Curtis was determined to get an early leg up, because in his hand was a white sphere more valuable to him than a shiny pearl. It was a Callaway golf ball, which he said he'd been given a few months earlier when Mickelson clipped him in the upper leg with an errant shot.
An unabashed Mickelson fan, Curtis, a bushy-haired 42-year-old from South Carolina, was hoping his longtime hero would sign the ball for his posterior's posterity. It was a booty-for-booty prize.
"I sort of wish he had hit me in the head instead, because then he might have given me something really, really cool," Curtis laughed.
It might take a hard head, a crash helmet and earplugs to survive this week at the U.S. Open. The approachable San Diego native has forever attracted a legion of devoted fans, but the Mickelsonic boom could be washed out not by the ever-present military jets zooming overhead, but the cacophony of Tiger Woods' boisterous troops.

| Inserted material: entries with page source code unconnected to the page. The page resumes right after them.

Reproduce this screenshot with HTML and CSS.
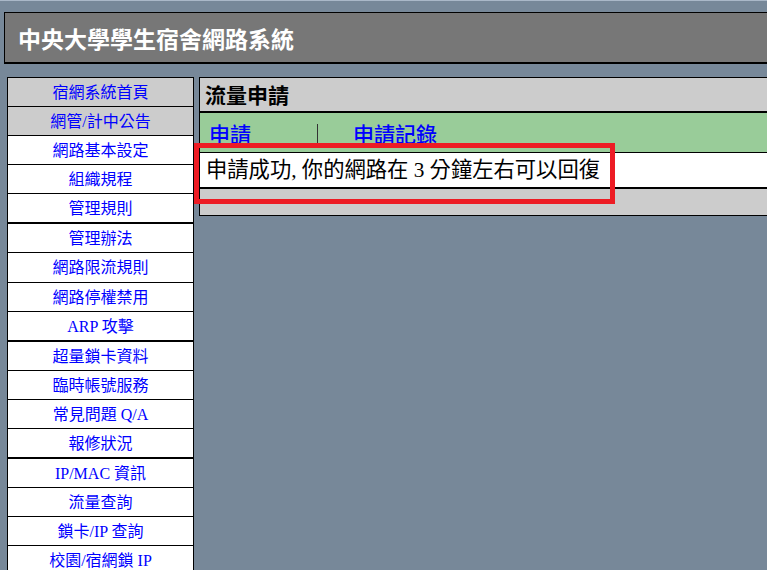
FILE: index.html
```html
<!DOCTYPE html>
<html lang="zh-Hant">
<head>
    <meta charset="UTF-8">
    <title>中央大學學生宿舍網路系統</title>
    <link rel="stylesheet" href="styles.css">
</head>
<body>
    <div class="page">
        <div class="header">中央大學學生宿舍網路系統</div>
        <div class="main">
            <div class="menu">
                <a class="menu-item gray" href="#">宿網系統首頁</a>
                <a class="menu-item gray" href="#">網管/計中公告</a>
                <a class="menu-item" href="#">網路基本設定</a>
                <a class="menu-item" href="#">組織規程</a>
                <a class="menu-item group-end" href="#">管理規則</a>
                <a class="menu-item" href="#">管理辦法</a>
                <a class="menu-item" href="#">網路限流規則</a>
                <a class="menu-item" href="#">網路停權禁用</a>
                <a class="menu-item group-end" href="#">ARP 攻擊</a>
                <a class="menu-item" href="#">超量鎖卡資料</a>
                <a class="menu-item" href="#">臨時帳號服務</a>
                <a class="menu-item" href="#">常見問題 Q/A</a>
                <a class="menu-item group-end" href="#">報修狀況</a>
                <a class="menu-item" href="#">IP/MAC 資訊</a>
                <a class="menu-item" href="#">流量查詢</a>
                <a class="menu-item" href="#">鎖卡/IP 查詢</a>
                <a class="menu-item" href="#">校園/宿網鎖 IP</a>
            </div>
            <div class="panel">
                <div class="panel-title">流量申請</div>
                <div class="tabs">
                    <a class="tab first" href="#">申請</a>
                    <span class="tab-sep"></span>
                    <a class="tab" href="#">申請記錄</a>
                </div>
                <div class="message">申請成功, 你的網路在 3 分鐘左右可以回復</div>
                <div class="panel-foot"></div>
            </div>
        </div>
    </div>
    <div class="highlight"></div>
</body>
</html>
```

FILE: styles.css
```css
html {
    overflow: hidden;
    background-color: #778899;
}

body {
    margin: 0;
    border-top: 1px solid #aab8c8;
    font-family: "Liberation Serif", "Noto Sans CJK TC", serif;
    color: #000;
}

.page {
    width: 960px;
}

.header {
    margin: 11px 0 0 4px;
    height: 49px;
    line-height: 50px;
    padding-left: 13px;
    background: #777777;
    border: 1px solid #000;
    border-bottom-width: 2px;
    color: #fff;
    font-family: "Noto Sans CJK TC", sans-serif;
    font-weight: bold;
    font-size: 23px;
}

.main {
    display: flex;
    align-items: flex-start;
    gap: 5px;
    margin: 13px 0 0 7px;
}

.menu {
    width: 185px;
    flex: none;
    background: #fff;
    border: 1px solid #000;
    border-bottom: none;
}

.menu-item {
    display: block;
    height: 28.08px;
    line-height: 29px;
    text-align: center;
    font-size: 16px;
    color: #0000ff;
    text-decoration: none;
    border-bottom: 1px solid #000;
}

.menu-item.gray {
    background: #cccccc;
}

.menu-item.group-end {
    border-bottom-width: 2px;
}

.panel {
    flex: 1;
    border: 1px solid #000;
    border-right: none;
    background: #cccccc;
}

.panel-title {
    height: 33px;
    line-height: 33px;
    padding-left: 5px;
    font-family: "Noto Sans CJK TC", sans-serif;
    font-weight: bold;
    font-size: 21px;
    border-bottom: 2px solid #000;
}

.tabs {
    display: flex;
    align-items: center;
    height: 39px;
    background: #99cc99;
    border-bottom: 1px solid #000;
}

.tab {
    font-size: 21px;
    color: #0000ff;
    text-decoration: none;
    font-family: "Noto Sans CJK TC", sans-serif;
    font-weight: 500;
    margin-top: 1px;
}

.tab.first {
    width: 108px;
    padding-left: 9px;
}

.tab-sep {
    width: 1px;
    height: 20px;
    margin: 3px 35px 0 0;
    background: #333;
}

.message {
    height: 34px;
    line-height: 35px;
    padding-left: 6px;
    background: #fff;
    font-size: 21.3px;
    border-bottom: 2px solid #000;
}

.panel-foot {
    height: 26px;
}

.highlight {
    position: absolute;
    left: 194px;
    top: 143px;
    width: 411px;
    height: 51px;
    border: 5px solid #ed1c24;
}
```
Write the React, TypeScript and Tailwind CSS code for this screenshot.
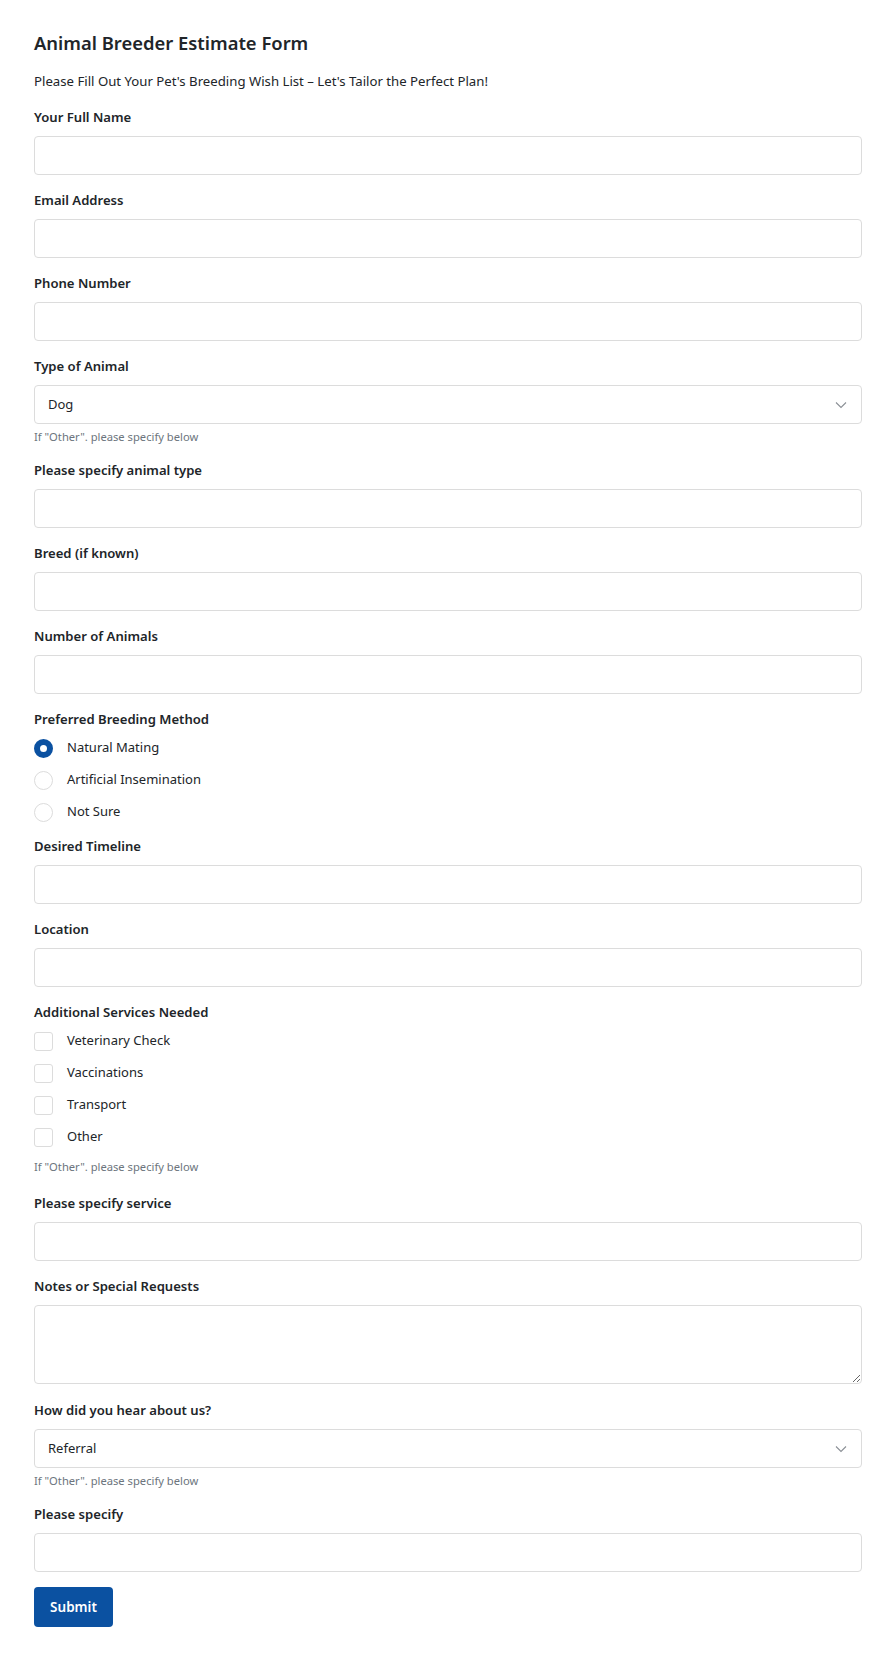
import React from "react";

const hint = "If \"Other\". please specify below";

function Label({ children }: { children: React.ReactNode }) {
  return (
    <label className="block text-[13.1px] leading-[21px] font-semibold text-[#212529] mb-[8px]">
      {children}
    </label>
  );
}

function TextField({ label }: { label: string }) {
  return (
    <div className="mb-[15px]">
      <Label>{label}</Label>
      <input
        type="text"
        className="block w-full h-[39px] rounded-[4px] border border-[#dcdcdc] bg-white px-3 text-[14px] outline-none"
      />
    </div>
  );
}

function SelectField({ label, value }: { label: string; value: string }) {
  return (
    <div className="mb-[15px]">
      <Label>{label}</Label>
      <div className="relative">
        <div className="flex h-[39px] w-full items-center rounded-[4px] border border-[#dcdcdc] bg-white pl-[13px] text-[13px] text-[#212529]">
          {value}
        </div>
        <svg
          className="absolute right-[15px] top-1/2 -translate-y-1/2"
          width="12"
          height="8"
          viewBox="0 0 12 8"
          fill="none"
        >
          <path d="M1 1.5 6 6.5 11 1.5" stroke="#8a8f95" strokeWidth="1.1" />
        </svg>
      </div>
      <p className="mt-[5px] text-[11.2px] leading-[16px] text-[#6c757d]">{hint}</p>
    </div>
  );
}

function Radio({ label, checked }: { label: string; checked?: boolean }) {
  return (
    <div className="flex h-[32px] items-center gap-[14px]">
      {checked ? (
        <span className="box-border h-[19px] w-[19px] rounded-full border-[6px] border-[#0b51a1] bg-white" />
      ) : (
        <span className="box-border h-[19px] w-[19px] rounded-full border border-[#dcdcdc] bg-white" />
      )}
      <span className="text-[13px] text-[#212529]">{label}</span>
    </div>
  );
}

function Check({ label }: { label: string }) {
  return (
    <div className="flex h-[32px] items-center gap-[14px]">
      <span className="box-border h-[19px] w-[19px] rounded-[3px] border border-[#dcdcdc] bg-white" />
      <span className="text-[13px] text-[#212529]">{label}</span>
    </div>
  );
}

export default function App() {
  return (
    <div
      className="min-h-[1653px] bg-white pl-[34px] pr-[17px] pt-[28px] pb-[27px] text-[#212529]"
      style={{ fontFamily: '"Segoe UI", "Noto Sans", sans-serif' }}
    >
      <h1 className="text-[18.4px] leading-[30px] font-semibold text-[#212529]">
        Animal Breeder Estimate Form
      </h1>
      <p className="mt-[13px] mb-[16px] text-[13.2px] leading-[20px]">
        Please Fill Out Your Pet&apos;s Breeding Wish List – Let&apos;s Tailor the Perfect Plan!
      </p>

      <TextField label="Your Full Name" />
      <TextField label="Email Address" />
      <TextField label="Phone Number" />
      <SelectField label="Type of Animal" value="Dog" />
      <TextField label="Please specify animal type" />
      <TextField label="Breed (if known)" />
      <TextField label="Number of Animals" />

      <div className="mb-[8px]">
        <Label>Preferred Breeding Method</Label>
        <div className="-mt-[6px]">
          <Radio label="Natural Mating" checked />
          <Radio label="Artificial Insemination" />
          <Radio label="Not Sure" />
        </div>
      </div>

      <TextField label="Desired Timeline" />
      <TextField label="Location" />

      <div className="mb-[18px]">
        <Label>Additional Services Needed</Label>
        <div className="-mt-[6px]">
          <Check label="Veterinary Check" />
          <Check label="Vaccinations" />
          <Check label="Transport" />
          <Check label="Other" />
        </div>
        <p className="mt-[6px] text-[11.2px] leading-[16px] text-[#6c757d]">{hint}</p>
      </div>

      <TextField label="Please specify service" />

      <div className="mb-[16px]">
        <Label>Notes or Special Requests</Label>
        <textarea className="block h-[79px] w-full resize-y rounded-[4px] border border-[#dcdcdc] bg-white px-3 py-2 text-[14px] outline-none" />
      </div>

      <SelectField label="How did you hear about us?" value="Referral" />
      <TextField label="Please specify" />

      <button className="h-[40px] w-[79px] rounded-[4px] bg-[#0b51a1] text-[13.5px] font-semibold text-white">
        Submit
      </button>
    </div>
  );
}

With the game's two biggest draws paired in the opening rounds, Torrey Pines Golf Course will be an outdoor den of din as fans of the game's two biggest draws line up along miles of gallery ropes to squawk for their favorites, who tee off at 8:06 a.m. local time Thursday.
So, at around 8:07, when the first moron of the day bellows, "You da man," he'll need to be more specific. Their fans will stand shoulder to shoulder, but not arm in arm. They'll be yelping simultaneously, but hardly in harmony. They'll walk the same course, but there is no common ground.
This is the national championship of our 50 states, but fans pledge allegiance to only one star on the flag.
"You can definitely see there are two camps," said two-time U.S. Open champion Lee Janzen, who will play in the jet-wash directly behind the feature grouping. "Tiger camp and Phil camp."
This time, the campers are sharing the same tent and the tone shall likewise be pitched. As with blood types, they are committed to the corpuscles and don't necessarily mix well. Watching Mickelson and Woods is like rooting for the Yankees or Red Sox, McDonald's or Burger King. The fans of this pair are as mutually exclusive as, well, the term mutually exclusive.
Don't take my word for it. A few weeks back in Charlotte, Mickelson was signing autographs for every fan in sight as 2006 U.S. Open champion Geoff Ogilvy was holding court nearby on the demographics the duo tends to attract. At times, Ogilvy could barely be heard above the clamor of Mickelson's herd 10 yards away.
"Tiger's fans are a broader spectrum of age and sex," Ogilvy said. "Most of Phil's fans are between 18-55 and golf people. Tiger gets people who have never been to a golf tournament before.